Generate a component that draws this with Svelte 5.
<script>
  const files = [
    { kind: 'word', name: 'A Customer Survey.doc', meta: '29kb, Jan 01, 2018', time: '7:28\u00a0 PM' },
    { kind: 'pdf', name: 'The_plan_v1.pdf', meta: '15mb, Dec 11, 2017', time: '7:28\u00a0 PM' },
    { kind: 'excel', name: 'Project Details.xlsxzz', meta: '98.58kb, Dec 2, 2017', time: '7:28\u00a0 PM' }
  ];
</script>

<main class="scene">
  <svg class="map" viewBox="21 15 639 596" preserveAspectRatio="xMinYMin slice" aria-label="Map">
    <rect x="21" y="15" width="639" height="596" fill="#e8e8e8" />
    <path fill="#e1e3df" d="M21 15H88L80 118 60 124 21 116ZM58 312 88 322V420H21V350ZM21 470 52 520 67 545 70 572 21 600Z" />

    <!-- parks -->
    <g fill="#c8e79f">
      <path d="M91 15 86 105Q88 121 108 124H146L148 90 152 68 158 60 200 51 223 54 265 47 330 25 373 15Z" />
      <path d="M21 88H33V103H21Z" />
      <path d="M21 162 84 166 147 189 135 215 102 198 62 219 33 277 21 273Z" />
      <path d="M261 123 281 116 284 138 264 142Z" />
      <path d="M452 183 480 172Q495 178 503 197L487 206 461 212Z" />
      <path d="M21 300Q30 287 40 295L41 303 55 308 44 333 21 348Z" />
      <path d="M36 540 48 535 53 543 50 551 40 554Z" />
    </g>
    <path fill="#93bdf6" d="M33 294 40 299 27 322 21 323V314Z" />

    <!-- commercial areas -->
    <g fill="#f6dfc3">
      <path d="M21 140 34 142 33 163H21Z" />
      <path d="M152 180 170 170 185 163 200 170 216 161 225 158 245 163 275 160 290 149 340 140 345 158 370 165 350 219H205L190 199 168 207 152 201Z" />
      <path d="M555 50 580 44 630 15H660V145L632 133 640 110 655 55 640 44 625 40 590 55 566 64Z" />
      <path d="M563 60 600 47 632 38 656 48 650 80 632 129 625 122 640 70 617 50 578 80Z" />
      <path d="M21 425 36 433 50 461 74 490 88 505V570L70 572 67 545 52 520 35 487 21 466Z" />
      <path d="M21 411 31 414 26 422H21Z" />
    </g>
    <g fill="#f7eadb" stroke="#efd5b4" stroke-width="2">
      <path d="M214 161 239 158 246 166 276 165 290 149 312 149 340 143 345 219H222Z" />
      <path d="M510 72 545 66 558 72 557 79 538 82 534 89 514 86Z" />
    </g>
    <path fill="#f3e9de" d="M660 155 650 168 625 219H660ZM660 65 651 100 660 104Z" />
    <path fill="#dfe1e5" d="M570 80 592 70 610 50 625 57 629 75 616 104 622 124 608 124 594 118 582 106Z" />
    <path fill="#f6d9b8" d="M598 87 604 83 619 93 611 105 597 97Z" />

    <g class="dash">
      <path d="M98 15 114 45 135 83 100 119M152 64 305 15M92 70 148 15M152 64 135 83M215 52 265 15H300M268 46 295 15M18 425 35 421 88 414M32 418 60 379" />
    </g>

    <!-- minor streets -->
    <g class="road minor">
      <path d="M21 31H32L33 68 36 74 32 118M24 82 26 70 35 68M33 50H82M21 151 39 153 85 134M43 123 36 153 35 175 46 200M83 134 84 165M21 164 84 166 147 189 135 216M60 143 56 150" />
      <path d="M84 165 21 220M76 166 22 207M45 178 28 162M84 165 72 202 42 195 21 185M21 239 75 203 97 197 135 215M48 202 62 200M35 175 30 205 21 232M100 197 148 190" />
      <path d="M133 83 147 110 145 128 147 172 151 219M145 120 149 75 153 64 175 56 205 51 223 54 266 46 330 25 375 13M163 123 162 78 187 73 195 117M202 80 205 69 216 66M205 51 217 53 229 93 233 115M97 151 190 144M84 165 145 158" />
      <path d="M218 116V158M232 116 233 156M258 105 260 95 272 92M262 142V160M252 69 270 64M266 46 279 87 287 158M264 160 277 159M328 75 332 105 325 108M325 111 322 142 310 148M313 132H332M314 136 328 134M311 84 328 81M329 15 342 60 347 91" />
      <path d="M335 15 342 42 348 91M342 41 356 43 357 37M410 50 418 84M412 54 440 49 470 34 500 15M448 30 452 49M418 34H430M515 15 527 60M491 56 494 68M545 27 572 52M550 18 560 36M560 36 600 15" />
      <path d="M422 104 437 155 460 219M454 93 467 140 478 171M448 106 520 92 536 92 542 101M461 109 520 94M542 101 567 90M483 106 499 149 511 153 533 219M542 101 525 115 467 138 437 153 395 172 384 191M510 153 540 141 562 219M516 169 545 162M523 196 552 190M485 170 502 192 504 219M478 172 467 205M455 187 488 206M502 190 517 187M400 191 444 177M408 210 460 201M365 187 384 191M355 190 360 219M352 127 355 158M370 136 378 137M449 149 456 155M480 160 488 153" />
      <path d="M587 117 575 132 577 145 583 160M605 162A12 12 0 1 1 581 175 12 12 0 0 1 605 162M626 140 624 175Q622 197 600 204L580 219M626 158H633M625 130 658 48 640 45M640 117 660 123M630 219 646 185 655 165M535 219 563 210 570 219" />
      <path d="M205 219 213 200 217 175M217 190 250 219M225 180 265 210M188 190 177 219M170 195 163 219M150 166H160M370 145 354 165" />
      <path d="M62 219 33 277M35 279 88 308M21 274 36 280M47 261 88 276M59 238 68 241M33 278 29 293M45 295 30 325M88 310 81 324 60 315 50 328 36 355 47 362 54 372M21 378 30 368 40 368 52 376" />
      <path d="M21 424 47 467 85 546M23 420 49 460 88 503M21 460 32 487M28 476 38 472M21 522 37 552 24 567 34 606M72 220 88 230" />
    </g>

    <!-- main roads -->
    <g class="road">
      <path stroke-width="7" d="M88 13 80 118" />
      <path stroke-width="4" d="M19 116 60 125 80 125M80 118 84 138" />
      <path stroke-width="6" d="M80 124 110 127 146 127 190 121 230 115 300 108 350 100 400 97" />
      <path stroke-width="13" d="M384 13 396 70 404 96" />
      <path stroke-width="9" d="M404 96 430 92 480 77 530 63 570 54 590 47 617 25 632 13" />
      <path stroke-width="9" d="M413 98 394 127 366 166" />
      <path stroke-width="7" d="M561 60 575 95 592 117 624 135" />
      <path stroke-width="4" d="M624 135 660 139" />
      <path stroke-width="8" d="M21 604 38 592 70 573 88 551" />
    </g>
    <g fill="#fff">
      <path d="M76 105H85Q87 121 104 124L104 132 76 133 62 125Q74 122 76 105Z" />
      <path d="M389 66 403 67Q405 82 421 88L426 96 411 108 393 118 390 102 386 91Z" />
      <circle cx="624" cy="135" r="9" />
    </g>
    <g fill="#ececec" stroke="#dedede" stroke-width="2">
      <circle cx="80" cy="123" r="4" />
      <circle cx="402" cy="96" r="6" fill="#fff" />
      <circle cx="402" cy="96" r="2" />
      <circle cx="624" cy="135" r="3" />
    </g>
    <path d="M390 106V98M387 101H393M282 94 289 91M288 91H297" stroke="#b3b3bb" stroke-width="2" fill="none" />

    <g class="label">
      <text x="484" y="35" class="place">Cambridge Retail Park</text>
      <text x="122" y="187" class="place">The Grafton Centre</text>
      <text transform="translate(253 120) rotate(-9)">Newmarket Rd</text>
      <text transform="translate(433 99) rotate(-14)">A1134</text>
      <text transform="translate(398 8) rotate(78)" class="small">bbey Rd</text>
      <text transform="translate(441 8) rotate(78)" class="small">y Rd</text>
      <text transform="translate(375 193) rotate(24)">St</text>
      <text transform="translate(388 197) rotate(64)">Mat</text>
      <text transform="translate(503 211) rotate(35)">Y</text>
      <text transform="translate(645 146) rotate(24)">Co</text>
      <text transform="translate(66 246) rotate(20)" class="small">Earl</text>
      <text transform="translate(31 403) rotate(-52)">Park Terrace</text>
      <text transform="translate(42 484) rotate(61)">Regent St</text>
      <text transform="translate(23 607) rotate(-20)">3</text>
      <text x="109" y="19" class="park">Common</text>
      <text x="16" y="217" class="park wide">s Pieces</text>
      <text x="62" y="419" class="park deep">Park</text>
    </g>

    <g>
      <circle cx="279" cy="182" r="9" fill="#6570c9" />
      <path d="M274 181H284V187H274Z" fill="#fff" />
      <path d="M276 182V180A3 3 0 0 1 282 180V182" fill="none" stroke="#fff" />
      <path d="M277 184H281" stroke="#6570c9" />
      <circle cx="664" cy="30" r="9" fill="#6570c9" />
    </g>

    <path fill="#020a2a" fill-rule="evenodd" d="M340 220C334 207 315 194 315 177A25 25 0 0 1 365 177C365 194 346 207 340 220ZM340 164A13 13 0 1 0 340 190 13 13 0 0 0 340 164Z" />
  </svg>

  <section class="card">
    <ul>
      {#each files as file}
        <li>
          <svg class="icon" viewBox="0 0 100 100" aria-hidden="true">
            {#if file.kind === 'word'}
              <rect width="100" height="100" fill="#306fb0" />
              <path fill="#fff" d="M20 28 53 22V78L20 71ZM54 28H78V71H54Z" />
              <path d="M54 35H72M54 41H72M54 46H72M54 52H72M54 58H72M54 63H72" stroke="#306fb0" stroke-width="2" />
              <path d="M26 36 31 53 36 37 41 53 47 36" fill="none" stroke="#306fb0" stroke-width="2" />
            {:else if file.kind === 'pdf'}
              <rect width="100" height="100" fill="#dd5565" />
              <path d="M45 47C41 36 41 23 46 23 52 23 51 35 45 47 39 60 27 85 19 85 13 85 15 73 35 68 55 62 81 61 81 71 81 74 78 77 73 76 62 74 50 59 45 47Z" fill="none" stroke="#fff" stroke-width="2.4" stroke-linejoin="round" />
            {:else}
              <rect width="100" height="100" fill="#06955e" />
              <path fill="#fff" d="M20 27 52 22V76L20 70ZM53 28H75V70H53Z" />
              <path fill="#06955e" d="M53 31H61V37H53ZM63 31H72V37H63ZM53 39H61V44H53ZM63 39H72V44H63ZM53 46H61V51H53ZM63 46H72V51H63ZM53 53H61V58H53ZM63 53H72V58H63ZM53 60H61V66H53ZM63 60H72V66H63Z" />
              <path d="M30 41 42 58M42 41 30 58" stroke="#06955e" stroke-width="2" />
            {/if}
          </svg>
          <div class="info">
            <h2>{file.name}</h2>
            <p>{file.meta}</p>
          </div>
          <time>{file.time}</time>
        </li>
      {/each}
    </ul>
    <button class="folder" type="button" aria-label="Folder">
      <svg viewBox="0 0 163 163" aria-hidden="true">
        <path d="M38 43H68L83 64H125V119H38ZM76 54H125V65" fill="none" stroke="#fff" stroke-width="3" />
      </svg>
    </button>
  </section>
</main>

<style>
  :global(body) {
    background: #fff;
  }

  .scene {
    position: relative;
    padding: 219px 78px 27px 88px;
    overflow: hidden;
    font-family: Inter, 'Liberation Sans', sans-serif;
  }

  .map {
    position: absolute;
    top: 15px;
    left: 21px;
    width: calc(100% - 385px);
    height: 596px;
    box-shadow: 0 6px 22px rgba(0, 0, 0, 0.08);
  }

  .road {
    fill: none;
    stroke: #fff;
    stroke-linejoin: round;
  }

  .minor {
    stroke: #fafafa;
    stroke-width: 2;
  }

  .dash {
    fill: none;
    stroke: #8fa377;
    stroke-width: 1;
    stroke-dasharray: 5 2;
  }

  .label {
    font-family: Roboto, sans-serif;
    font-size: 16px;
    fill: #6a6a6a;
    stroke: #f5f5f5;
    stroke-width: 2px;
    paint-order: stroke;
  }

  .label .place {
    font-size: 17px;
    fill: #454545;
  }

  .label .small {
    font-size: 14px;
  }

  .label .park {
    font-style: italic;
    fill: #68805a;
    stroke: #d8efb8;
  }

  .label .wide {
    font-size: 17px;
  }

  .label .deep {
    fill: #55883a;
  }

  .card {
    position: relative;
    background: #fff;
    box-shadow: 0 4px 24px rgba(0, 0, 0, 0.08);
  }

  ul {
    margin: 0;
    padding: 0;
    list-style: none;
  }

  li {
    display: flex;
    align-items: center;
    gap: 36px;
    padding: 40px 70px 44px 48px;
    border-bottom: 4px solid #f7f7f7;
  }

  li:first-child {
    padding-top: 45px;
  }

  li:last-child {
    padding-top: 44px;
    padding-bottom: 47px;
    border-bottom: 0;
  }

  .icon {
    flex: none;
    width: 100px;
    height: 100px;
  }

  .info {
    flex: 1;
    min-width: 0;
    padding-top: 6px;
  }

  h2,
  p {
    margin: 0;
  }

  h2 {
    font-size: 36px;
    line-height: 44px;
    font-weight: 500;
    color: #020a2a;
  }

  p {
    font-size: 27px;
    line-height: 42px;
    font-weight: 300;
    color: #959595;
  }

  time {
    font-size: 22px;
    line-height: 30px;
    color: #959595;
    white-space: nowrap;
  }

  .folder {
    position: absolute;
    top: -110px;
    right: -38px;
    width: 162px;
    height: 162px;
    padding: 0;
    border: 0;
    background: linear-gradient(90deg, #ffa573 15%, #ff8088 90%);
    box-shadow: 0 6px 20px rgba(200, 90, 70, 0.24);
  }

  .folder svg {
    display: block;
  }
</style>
□ □ □ □ □ □ □
Request
Exactly as written, please reproduce the lines from the first line of the data to the line containing "15H88L80 118 60", inclusive, and nothing else.

Written solution
Generate a component that draws this with Svelte 5.
<script>
  const files = [
    { kind: 'word', name: 'A Customer Survey.doc', meta: '29kb, Jan 01, 2018', time: '7:28\u00a0 PM' },
    { kind: 'pdf', name: 'The_plan_v1.pdf', meta: '15mb, Dec 11, 2017', time: '7:28\u00a0 PM' },
    { kind: 'excel', name: 'Project Details.xlsxzz', meta: '98.58kb, Dec 2, 2017', time: '7:28\u00a0 PM' }
  ];
</script>

<main class="scene">
  <svg class="map" viewBox="21 15 639 596" preserveAspectRatio="xMinYMin slice" aria-label="Map">
    <rect x="21" y="15" width="639" height="596" fill="#e8e8e8" />
    <path fill="#e1e3df" d="M21 15H88L80 118 60 124 21 116ZM58 312 88 322V420H21V350ZM21 470 52 520 67 545 70 572 21 600Z" />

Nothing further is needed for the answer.